Typically you’re going to have these on your fastest nodes. Then we can move into the warm phase. You might have these nodes to be more read optimized
instead of write optimized, because now the index is no longer being written to, but it’s still being queried. So no longer indexing and probably not being queried as much as hot data. These nodes don’t have to be quite as performant
and the storage can be more read optimized. Then we move into a cold phase.
This is going to be storage optimized hardware, because in this case, we’re worried more about capacity. We want to store data really densely for a long time, because this index is no longer being written to and is queried very infrequently. This would be a good time to maybe freeze the data, to make it use even less resources in your cluster while still being accessible to queries.
And then lastly, we have our delete phase. This is where we’re going to retire our data because it’s no longer useful to us and we just don’t have the space for it.
Data streams is a really great way of taking time series data, spreading it across multiple indices with automated rollover and lifecycle management,
but then referencing it both with indexing and search requests as a single resource. You don’t have to reference all of the indices. Data streams will actually abstract all of the indices, and in this case they’re called backing indices. These called .ds for data stream, then — the data stream name (in this case it’s just data-stream), and then the numbered index.
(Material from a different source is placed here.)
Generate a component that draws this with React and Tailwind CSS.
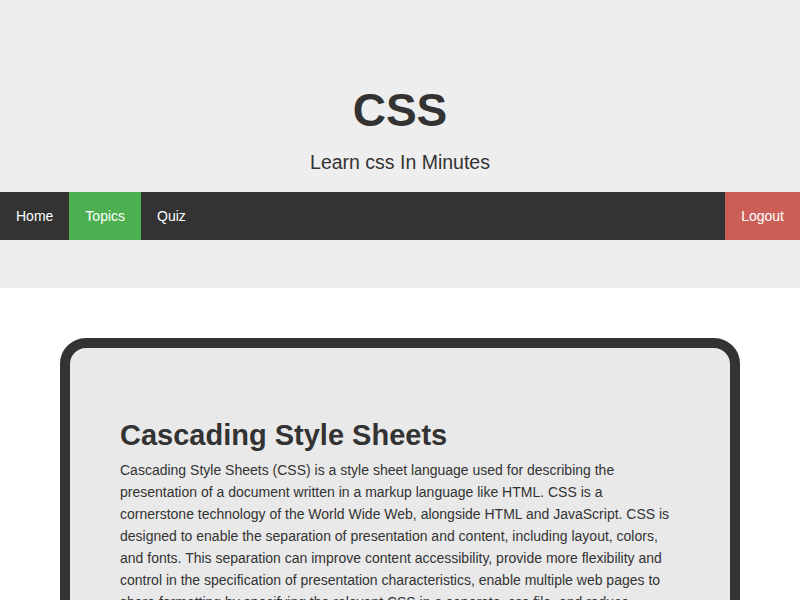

Whenever we want to read from the data stream, we can actually just read the data stream name we don’t have to read against all of the indices and the data stream will automatically redirect that read request to all the backing indices.
Similarly for indexing, we don’t have to reference the specific index name.
We just have to reference the data stream and it will automatically reference
whatever the hot index is, whatever index is actively being indexed to.
It’s just a really intuitive way of indexing and reading from a continuous time series stream of data. For all of this to work,
we need an ILM policy, an index template, and then we can actually create a data stream.